_Set problem_
Carry none of the pictures over; write out the complete data exactly.

====

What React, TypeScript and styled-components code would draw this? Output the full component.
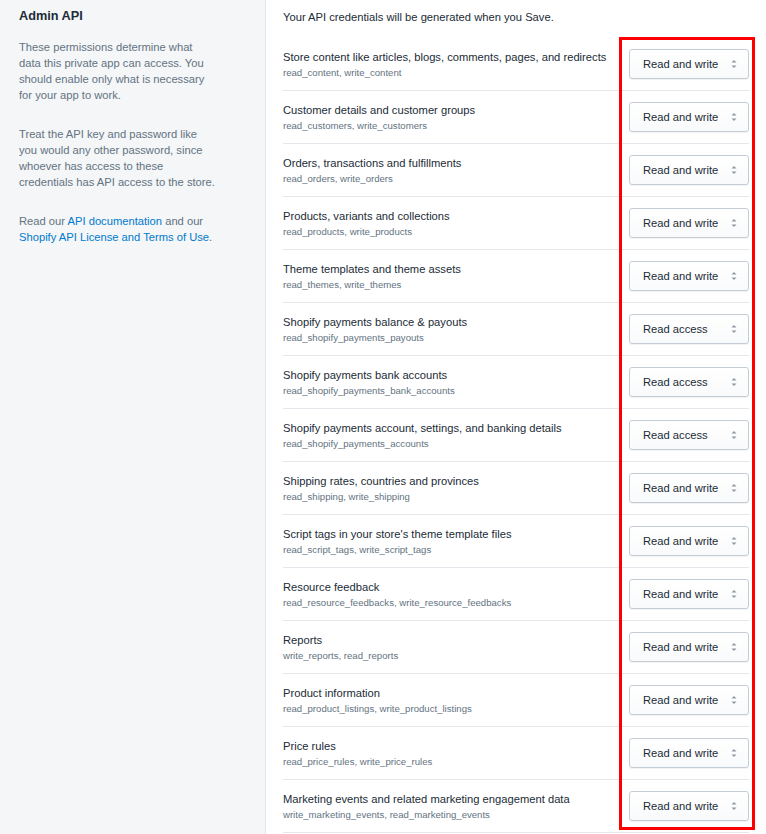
import styled, { createGlobalStyle } from "styled-components";

const GlobalStyle = createGlobalStyle`
  html, body {
    margin: 0;
    padding: 0;
    background: #ffffff;
  }
  body {
    font-family: "Liberation Sans", Arial, sans-serif;
    color: #212b36;
    -webkit-font-smoothing: antialiased;
  }
`;

const Page = styled.div`
  display: grid;
  grid-template-columns: 266px 1fr;
  width: 766px;
  height: 834px;
  overflow: hidden;
  position: relative;
`;

const Sidebar = styled.aside`
  background: #f4f6f8;
  border-right: 1px solid #e3e7eb;
  padding: 7px 19px 0 19px;
`;

const SidebarTitle = styled.h2`
  margin: 0 0 14px;
  font-size: 12.7px;
  line-height: 18px;
  font-weight: 700;
  color: #212b36;
`;

const SidebarText = styled.p`
  margin: 0 0 23px;
  max-width: 198px;
  font-size: 11.2px;
  line-height: 16px;
  color: #637381;
`;

const TextLink = styled.a`
  color: #007ace;
  text-decoration: none;
`;

const Main = styled.main`
  padding: 9px 17px 0 17px;
`;

const Intro = styled.p`
  margin: 0 0 13px;
  font-size: 11.2px;
  line-height: 16px;
  color: #212b36;
`;

const Row = styled.div`
  display: flex;
  align-items: center;
  justify-content: space-between;
  height: 52px;
  border-bottom: 1px solid #e3e7eb;
`;

const RowText = styled.div`
  display: flex;
  flex-direction: column;
  padding-top: 2px;
`;

const RowTitle = styled.span`
  font-size: 11.2px;
  line-height: 16px;
  color: #212b36;
`;

const Scopes = styled.span`
  font-size: 9.6px;
  line-height: 16px;
  color: #637381;
`;

const Select = styled.div`
  box-sizing: border-box;
  flex: none;
  width: 120px;
  height: 30px;
  display: flex;
  align-items: center;
  justify-content: space-between;
  padding: 0 11px 0 13px;
  background: linear-gradient(to bottom, #ffffff, #f9fafb);
  border: 1px solid #c4cdd5;
  border-radius: 3px;
  box-shadow: 0 1px 0 rgba(22, 29, 37, 0.05);
  font-size: 11.2px;
  color: #212b36;
`;

const Highlight = styled.div`
  position: absolute;
  left: 619px;
  top: 37px;
  width: 136px;
  height: 793px;
  box-sizing: border-box;
  border: 3px solid #ff0000;
  pointer-events: none;
`;

function Arrows() {
  return (
    <svg width="6" height="10" viewBox="0 0 6 10">
      <path d="M3 1 L5.5 3.5 L0.5 3.5 Z" fill="#8c9aa6" />
      <path d="M3 9 L5.5 6.5 L0.5 6.5 Z" fill="#8c9aa6" />
    </svg>
  );
}

const permissions = [
  ["Store content like articles, blogs, comments, pages, and redirects", "read_content, write_content", "Read and write"],
  ["Customer details and customer groups", "read_customers, write_customers", "Read and write"],
  ["Orders, transactions and fulfillments", "read_orders, write_orders", "Read and write"],
  ["Products, variants and collections", "read_products, write_products", "Read and write"],
  ["Theme templates and theme assets", "read_themes, write_themes", "Read and write"],
  ["Shopify payments balance & payouts", "read_shopify_payments_payouts", "Read access"],
  ["Shopify payments bank accounts", "read_shopify_payments_bank_accounts", "Read access"],
  ["Shopify payments account, settings, and banking details", "read_shopify_payments_accounts", "Read access"],
  ["Shipping rates, countries and provinces", "read_shipping, write_shipping", "Read and write"],
  ["Script tags in your store's theme template files", "read_script_tags, write_script_tags", "Read and write"],
  ["Resource feedback", "read_resource_feedbacks, write_resource_feedbacks", "Read and write"],
  ["Reports", "write_reports, read_reports", "Read and write"],
  ["Product information", "read_product_listings, write_product_listings", "Read and write"],
  ["Price rules", "read_price_rules, write_price_rules", "Read and write"],
  ["Marketing events and related marketing engagement data", "write_marketing_events, read_marketing_events", "Read and write"],
];

export default function App() {
  return (
    <>
      <GlobalStyle />
      <Page>
        <Sidebar>
          <SidebarTitle>Admin API</SidebarTitle>
          <SidebarText>
            These permissions determine what data this private app can access.
            You should enable only what is necessary for your app to work.
          </SidebarText>
          <SidebarText>
            Treat the API key and password like you would any other password,
            since whoever has access to these credentials has API access to the
            store.
          </SidebarText>
          <SidebarText>
            Read our <TextLink href="#">API documentation</TextLink> and our{" "}
            <TextLink href="#">Shopify API License and Terms of Use</TextLink>.
          </SidebarText>
        </Sidebar>
        <Main>
          <Intro>Your API credentials will be generated when you Save.</Intro>
          {permissions.map(([title, scopes, access]) => (
            <Row key={title}>
              <RowText>
                <RowTitle>{title}</RowTitle>
                <Scopes>{scopes}</Scopes>
              </RowText>
              <Select>
                <span>{access}</span>
                <Arrows />
              </Select>
            </Row>
          ))}
        </Main>
        <Highlight />
      </Page>
    </>
  );
}
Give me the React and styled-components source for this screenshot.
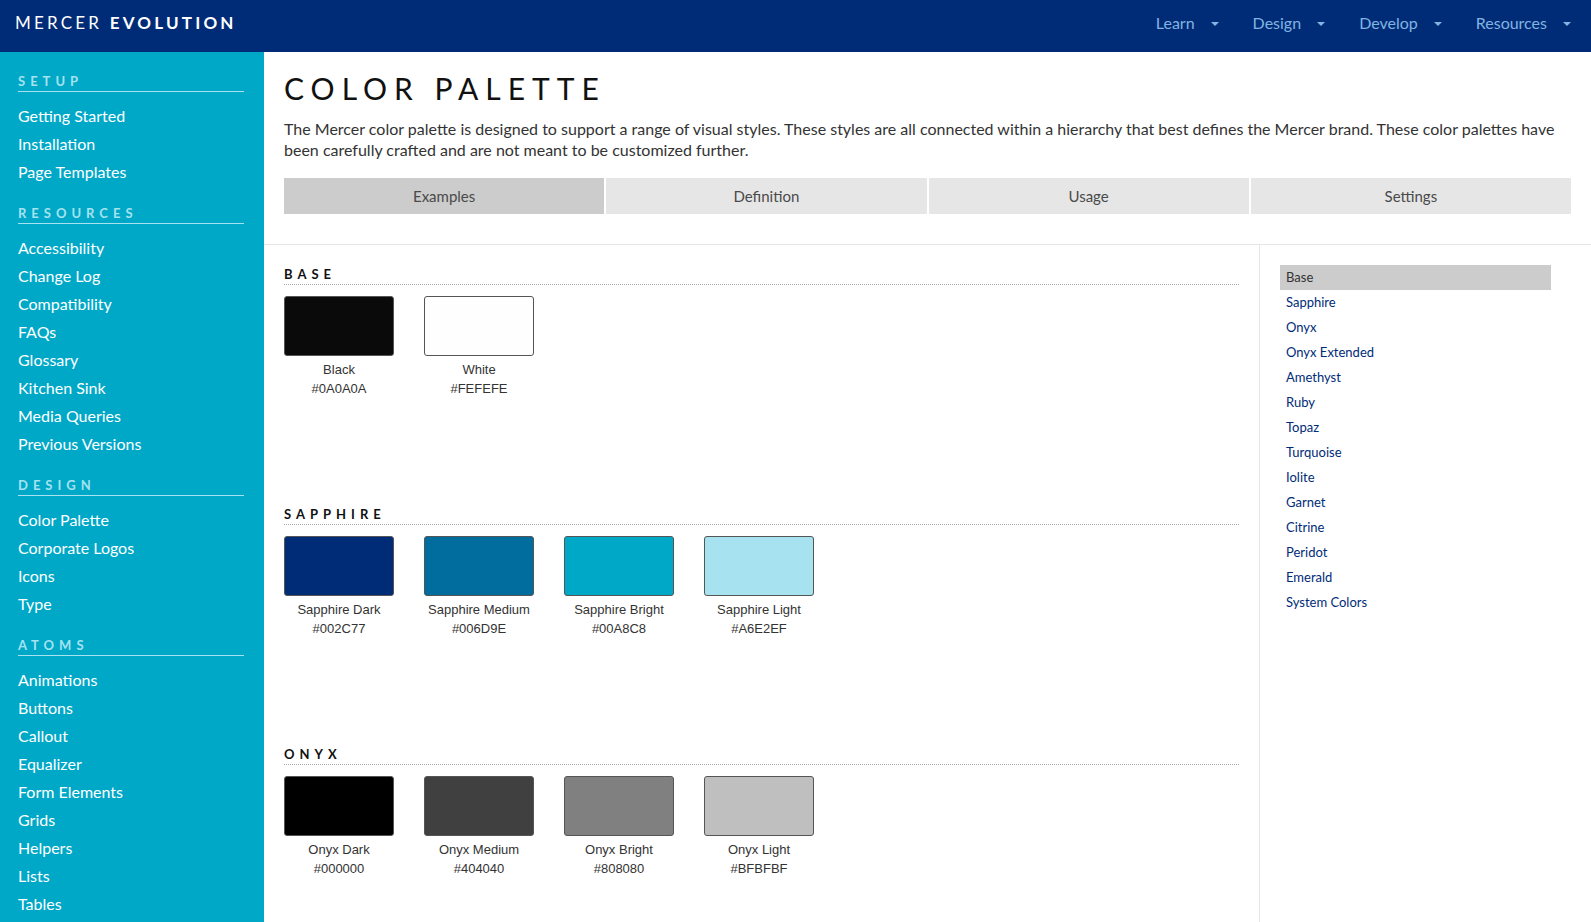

====

_Exercise response_
What React, TypeScript and styled-components code would draw this? Output the full component.
import styled, { createGlobalStyle } from "styled-components";

const GlobalStyle = createGlobalStyle`
  html, body {
    margin: 0;
    padding: 0;
    background: #ffffff;
  }
  body {
    font-family: "Liberation Sans", Arial, sans-serif;
    color: #212b36;
    -webkit-font-smoothing: antialiased;
  }
`;

const Page = styled.div`
  display: grid;
  grid-template-columns: 266px 1fr;
  width: 766px;
  height: 834px;
  overflow: hidden;
  position: relative;
`;

const Sidebar = styled.aside`
  background: #f4f6f8;
  border-right: 1px solid #e3e7eb;
  padding: 7px 19px 0 19px;
`;

const SidebarTitle = styled.h2`
  margin: 0 0 14px;
  font-size: 12.7px;
  line-height: 18px;
  font-weight: 700;
  color: #212b36;
`;

const SidebarText = styled.p`
  margin: 0 0 23px;
  max-width: 198px;
  font-size: 11.2px;
  line-height: 16px;
  color: #637381;
`;

const TextLink = styled.a`
  color: #007ace;
  text-decoration: none;
`;

const Main = styled.main`
  padding: 9px 17px 0 17px;
`;

const Intro = styled.p`
  margin: 0 0 13px;
  font-size: 11.2px;
  line-height: 16px;
  color: #212b36;
`;

const Row = styled.div`
  display: flex;
  align-items: center;
  justify-content: space-between;
  height: 52px;
  border-bottom: 1px solid #e3e7eb;
`;

const RowText = styled.div`
  display: flex;
  flex-direction: column;
  padding-top: 2px;
`;

const RowTitle = styled.span`
  font-size: 11.2px;
  line-height: 16px;
  color: #212b36;
`;

const Scopes = styled.span`
  font-size: 9.6px;
  line-height: 16px;
  color: #637381;
`;

const Select = styled.div`
  box-sizing: border-box;
  flex: none;
  width: 120px;
  height: 30px;
  display: flex;
  align-items: center;
  justify-content: space-between;
  padding: 0 11px 0 13px;
  background: linear-gradient(to bottom, #ffffff, #f9fafb);
  border: 1px solid #c4cdd5;
  border-radius: 3px;
  box-shadow: 0 1px 0 rgba(22, 29, 37, 0.05);
  font-size: 11.2px;
  color: #212b36;
`;

const Highlight = styled.div`
  position: absolute;
  left: 619px;
  top: 37px;
  width: 136px;
  height: 793px;
  box-sizing: border-box;
  border: 3px solid #ff0000;
  pointer-events: none;
`;

function Arrows() {
  return (
    <svg width="6" height="10" viewBox="0 0 6 10">
      <path d="M3 1 L5.5 3.5 L0.5 3.5 Z" fill="#8c9aa6" />
      <path d="M3 9 L5.5 6.5 L0.5 6.5 Z" fill="#8c9aa6" />
    </svg>
  );
}

const permissions = [
  ["Store content like articles, blogs, comments, pages, and redirects", "read_content, write_content", "Read and write"],
  ["Customer details and customer groups", "read_customers, write_customers", "Read and write"],
  ["Orders, transactions and fulfillments", "read_orders, write_orders", "Read and write"],
  ["Products, variants and collections", "read_products, write_products", "Read and write"],
  ["Theme templates and theme assets", "read_themes, write_themes", "Read and write"],
  ["Shopify payments balance & payouts", "read_shopify_payments_payouts", "Read access"],
  ["Shopify payments bank accounts", "read_shopify_payments_bank_accounts", "Read access"],
  ["Shopify payments account, settings, and banking details", "read_shopify_payments_accounts", "Read access"],
  ["Shipping rates, countries and provinces", "read_shipping, write_shipping", "Read and write"],
  ["Script tags in your store's theme template files", "read_script_tags, write_script_tags", "Read and write"],
  ["Resource feedback", "read_resource_feedbacks, write_resource_feedbacks", "Read and write"],
  ["Reports", "write_reports, read_reports", "Read and write"],
  ["Product information", "read_product_listings, write_product_listings", "Read and write"],
  ["Price rules", "read_price_rules, write_price_rules", "Read and write"],
  ["Marketing events and related marketing engagement data", "write_marketing_events, read_marketing_events", "Read and write"],
];

export default function App() {
  return (
    <>
      <GlobalStyle />
      <Page>
        <Sidebar>
          <SidebarTitle>Admin API</SidebarTitle>
          <SidebarText>
            These permissions determine what data this private app can access.
            You should enable only what is necessary for your app to work.
          </SidebarText>
          <SidebarText>
            Treat the API key and password like you would any other password,
            since whoever has access to these credentials has API access to the
            store.
          </SidebarText>
          <SidebarText>
            Read our <TextLink href="#">API documentation</TextLink> and our{" "}
            <TextLink href="#">Shopify API License and Terms of Use</TextLink>.
          </SidebarText>
        </Sidebar>
        <Main>
          <Intro>Your API credentials will be generated when you Save.</Intro>
          {permissions.map(([title, scopes, access]) => (
            <Row key={title}>
              <RowText>
                <RowTitle>{title}</RowTitle>
                <Scopes>{scopes}</Scopes>
              </RowText>
              <Select>
                <span>{access}</span>
                <Arrows />
              </Select>
            </Row>
          ))}
        </Main>
        <Highlight />
      </Page>
    </>
  );
}
Give me the React and styled-components source for this screenshot.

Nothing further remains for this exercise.